▸ DATA SEGMENT
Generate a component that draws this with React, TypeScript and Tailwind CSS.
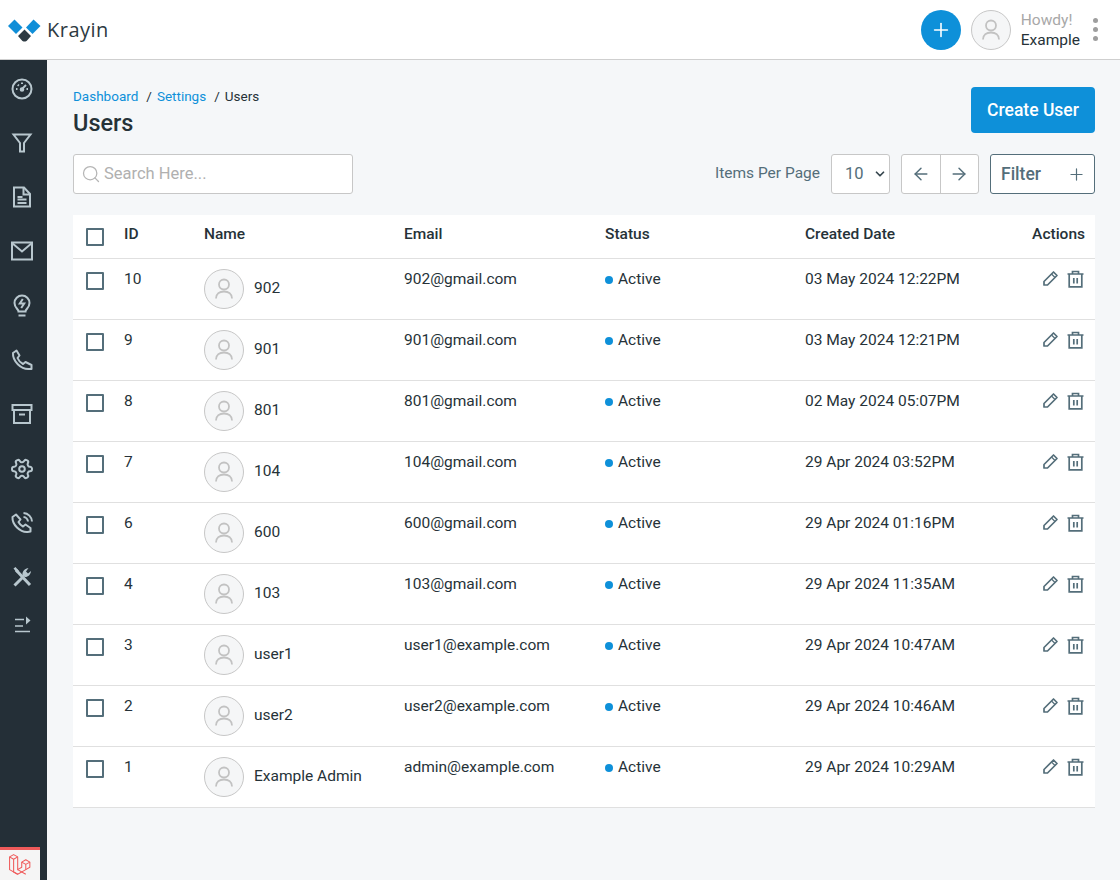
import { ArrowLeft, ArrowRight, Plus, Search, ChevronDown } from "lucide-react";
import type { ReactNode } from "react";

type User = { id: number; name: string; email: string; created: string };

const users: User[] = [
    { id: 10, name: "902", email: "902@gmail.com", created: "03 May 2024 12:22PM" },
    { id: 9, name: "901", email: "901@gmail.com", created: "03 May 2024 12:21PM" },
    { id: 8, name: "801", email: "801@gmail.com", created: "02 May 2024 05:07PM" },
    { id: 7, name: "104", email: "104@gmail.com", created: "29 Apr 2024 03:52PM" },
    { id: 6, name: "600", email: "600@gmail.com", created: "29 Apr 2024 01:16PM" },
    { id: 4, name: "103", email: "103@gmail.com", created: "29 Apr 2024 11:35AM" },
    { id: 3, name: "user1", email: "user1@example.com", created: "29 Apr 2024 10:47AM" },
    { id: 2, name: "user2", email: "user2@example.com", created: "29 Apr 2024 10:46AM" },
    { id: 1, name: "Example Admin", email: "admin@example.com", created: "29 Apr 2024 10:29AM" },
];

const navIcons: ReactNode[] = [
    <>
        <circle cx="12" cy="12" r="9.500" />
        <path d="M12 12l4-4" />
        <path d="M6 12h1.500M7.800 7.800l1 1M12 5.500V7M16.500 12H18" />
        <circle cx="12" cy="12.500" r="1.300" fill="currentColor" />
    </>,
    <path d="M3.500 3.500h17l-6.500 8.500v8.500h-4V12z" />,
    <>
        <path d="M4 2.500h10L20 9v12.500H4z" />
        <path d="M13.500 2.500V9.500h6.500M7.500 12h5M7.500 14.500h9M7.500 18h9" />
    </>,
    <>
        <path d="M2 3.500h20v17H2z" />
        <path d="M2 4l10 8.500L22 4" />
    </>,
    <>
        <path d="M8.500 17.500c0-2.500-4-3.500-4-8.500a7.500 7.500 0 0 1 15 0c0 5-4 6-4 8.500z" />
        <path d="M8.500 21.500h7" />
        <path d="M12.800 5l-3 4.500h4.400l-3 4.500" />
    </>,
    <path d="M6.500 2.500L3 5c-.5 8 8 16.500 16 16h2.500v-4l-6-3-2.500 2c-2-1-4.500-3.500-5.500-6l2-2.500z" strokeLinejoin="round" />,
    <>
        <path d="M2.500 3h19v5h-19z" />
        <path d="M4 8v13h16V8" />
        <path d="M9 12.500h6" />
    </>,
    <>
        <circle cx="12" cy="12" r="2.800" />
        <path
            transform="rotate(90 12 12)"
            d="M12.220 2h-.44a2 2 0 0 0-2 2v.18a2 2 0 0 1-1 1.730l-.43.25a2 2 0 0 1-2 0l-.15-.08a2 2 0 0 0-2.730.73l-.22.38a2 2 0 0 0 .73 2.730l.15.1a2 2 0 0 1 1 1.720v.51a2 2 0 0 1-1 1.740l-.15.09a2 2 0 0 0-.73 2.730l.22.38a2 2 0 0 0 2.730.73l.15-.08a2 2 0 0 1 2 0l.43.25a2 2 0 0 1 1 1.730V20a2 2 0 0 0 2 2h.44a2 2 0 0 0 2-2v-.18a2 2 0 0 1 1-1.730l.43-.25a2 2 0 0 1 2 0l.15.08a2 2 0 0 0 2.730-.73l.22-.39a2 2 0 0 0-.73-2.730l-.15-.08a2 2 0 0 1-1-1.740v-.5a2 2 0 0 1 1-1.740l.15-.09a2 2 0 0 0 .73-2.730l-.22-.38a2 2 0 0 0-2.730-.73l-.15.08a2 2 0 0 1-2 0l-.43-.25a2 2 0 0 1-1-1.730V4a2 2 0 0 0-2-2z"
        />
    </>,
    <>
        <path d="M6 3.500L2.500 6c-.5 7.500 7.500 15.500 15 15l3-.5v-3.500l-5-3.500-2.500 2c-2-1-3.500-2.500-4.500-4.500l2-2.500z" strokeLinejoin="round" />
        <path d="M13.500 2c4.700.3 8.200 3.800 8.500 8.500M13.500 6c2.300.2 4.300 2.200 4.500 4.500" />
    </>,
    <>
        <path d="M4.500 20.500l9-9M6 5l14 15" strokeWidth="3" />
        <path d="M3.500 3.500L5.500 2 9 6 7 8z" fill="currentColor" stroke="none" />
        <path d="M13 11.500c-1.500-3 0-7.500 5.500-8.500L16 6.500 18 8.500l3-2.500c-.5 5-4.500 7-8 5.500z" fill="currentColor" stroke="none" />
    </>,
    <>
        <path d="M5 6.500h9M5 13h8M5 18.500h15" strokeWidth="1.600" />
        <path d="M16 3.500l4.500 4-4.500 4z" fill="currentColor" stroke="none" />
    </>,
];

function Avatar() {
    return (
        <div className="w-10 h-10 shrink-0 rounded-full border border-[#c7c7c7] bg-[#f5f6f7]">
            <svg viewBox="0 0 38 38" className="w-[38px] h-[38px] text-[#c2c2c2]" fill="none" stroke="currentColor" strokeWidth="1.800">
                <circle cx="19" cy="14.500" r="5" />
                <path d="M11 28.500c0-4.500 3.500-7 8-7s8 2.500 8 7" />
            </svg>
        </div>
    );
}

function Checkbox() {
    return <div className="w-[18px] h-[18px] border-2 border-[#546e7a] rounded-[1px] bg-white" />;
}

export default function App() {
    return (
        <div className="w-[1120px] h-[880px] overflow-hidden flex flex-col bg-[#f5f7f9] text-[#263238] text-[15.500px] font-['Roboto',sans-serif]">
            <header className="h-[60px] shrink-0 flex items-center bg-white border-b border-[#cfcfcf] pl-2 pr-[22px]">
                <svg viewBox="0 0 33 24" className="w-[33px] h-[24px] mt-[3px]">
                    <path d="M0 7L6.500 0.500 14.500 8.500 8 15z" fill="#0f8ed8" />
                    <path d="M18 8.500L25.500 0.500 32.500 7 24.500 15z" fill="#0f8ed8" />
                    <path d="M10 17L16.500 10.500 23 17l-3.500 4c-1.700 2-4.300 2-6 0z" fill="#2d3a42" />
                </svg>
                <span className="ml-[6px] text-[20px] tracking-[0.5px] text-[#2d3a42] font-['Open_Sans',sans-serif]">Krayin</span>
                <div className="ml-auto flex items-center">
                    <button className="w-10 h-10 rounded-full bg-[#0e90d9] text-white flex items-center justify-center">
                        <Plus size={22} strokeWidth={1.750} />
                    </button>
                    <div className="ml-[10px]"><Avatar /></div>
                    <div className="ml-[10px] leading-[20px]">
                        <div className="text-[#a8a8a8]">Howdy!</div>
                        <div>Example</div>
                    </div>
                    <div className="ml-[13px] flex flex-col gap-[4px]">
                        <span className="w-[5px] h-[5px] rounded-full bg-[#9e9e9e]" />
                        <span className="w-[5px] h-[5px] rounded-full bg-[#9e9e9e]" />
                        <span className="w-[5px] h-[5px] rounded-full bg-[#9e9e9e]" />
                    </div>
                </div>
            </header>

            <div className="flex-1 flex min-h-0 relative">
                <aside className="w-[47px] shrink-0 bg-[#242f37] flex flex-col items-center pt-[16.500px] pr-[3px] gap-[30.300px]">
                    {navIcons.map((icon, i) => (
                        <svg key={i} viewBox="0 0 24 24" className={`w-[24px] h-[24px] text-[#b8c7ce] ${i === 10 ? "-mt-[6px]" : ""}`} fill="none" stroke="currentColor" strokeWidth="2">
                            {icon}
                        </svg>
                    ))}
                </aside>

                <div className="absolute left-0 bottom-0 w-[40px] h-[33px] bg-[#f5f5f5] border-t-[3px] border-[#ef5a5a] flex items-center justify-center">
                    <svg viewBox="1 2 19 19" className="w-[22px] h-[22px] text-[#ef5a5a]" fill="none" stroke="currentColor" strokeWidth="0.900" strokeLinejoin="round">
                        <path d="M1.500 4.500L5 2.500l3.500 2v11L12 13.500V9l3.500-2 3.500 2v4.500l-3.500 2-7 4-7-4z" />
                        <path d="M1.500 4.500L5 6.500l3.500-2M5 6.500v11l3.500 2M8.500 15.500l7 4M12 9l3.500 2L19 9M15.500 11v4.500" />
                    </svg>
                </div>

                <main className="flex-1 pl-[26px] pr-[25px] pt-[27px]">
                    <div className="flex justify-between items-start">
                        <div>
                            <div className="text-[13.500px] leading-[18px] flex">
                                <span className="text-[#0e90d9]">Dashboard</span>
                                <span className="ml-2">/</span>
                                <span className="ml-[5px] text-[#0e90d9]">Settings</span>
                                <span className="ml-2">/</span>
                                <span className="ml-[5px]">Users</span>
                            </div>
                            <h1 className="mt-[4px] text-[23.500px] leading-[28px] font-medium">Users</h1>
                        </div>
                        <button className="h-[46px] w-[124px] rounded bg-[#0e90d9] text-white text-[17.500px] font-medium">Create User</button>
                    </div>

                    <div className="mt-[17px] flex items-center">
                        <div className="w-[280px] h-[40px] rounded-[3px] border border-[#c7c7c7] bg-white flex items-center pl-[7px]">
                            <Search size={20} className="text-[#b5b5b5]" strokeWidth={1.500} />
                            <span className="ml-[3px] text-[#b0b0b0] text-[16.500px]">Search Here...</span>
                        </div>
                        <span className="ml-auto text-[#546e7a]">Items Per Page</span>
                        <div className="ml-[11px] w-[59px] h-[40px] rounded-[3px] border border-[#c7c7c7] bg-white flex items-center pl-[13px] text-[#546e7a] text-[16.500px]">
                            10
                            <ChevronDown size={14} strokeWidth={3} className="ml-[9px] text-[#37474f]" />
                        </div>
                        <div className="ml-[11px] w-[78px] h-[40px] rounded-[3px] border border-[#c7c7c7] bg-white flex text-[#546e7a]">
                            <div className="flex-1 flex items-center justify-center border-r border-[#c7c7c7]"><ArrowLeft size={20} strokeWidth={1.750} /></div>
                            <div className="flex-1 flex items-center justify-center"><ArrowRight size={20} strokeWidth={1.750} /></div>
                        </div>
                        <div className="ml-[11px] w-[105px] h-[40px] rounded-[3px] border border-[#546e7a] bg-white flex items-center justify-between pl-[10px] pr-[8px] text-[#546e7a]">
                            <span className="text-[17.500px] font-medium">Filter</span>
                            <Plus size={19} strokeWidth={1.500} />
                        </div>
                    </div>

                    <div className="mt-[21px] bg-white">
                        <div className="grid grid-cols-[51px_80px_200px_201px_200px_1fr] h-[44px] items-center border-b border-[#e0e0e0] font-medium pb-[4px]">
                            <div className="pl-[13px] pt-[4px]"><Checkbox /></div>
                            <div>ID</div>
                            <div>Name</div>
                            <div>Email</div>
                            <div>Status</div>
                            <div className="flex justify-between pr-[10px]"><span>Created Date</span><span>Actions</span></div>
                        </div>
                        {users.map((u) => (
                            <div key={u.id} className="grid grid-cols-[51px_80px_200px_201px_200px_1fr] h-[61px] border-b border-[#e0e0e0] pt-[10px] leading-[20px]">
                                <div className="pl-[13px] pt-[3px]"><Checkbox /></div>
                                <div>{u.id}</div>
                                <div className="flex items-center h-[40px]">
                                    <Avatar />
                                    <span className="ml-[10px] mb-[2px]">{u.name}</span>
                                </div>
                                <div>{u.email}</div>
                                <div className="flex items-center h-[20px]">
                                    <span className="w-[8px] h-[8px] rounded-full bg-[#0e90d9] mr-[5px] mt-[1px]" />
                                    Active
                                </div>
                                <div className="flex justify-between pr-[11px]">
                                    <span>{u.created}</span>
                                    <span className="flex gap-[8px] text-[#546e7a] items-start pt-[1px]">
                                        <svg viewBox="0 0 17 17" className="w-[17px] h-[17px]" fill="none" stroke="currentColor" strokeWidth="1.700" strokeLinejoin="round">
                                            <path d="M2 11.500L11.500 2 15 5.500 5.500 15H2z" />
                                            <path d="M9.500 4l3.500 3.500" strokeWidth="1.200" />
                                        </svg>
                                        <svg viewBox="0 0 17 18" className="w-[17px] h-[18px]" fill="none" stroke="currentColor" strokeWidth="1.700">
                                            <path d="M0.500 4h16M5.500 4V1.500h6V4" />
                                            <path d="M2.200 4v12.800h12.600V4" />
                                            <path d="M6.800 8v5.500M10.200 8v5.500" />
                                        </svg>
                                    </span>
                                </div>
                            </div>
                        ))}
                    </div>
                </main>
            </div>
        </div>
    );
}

▸ THE REQUEST
Reproduce exactly the run of lines that opens the listing and closes with the line holding "number; name: string;". Pictures are excluded.

▸ RESULT OF THIS EXERCISE
Generate a component that draws this with React, TypeScript and Tailwind CSS.
import { ArrowLeft, ArrowRight, Plus, Search, ChevronDown } from "lucide-react";
import type { ReactNode } from "react";

type User = { id: number; name: string; email: string; created: string };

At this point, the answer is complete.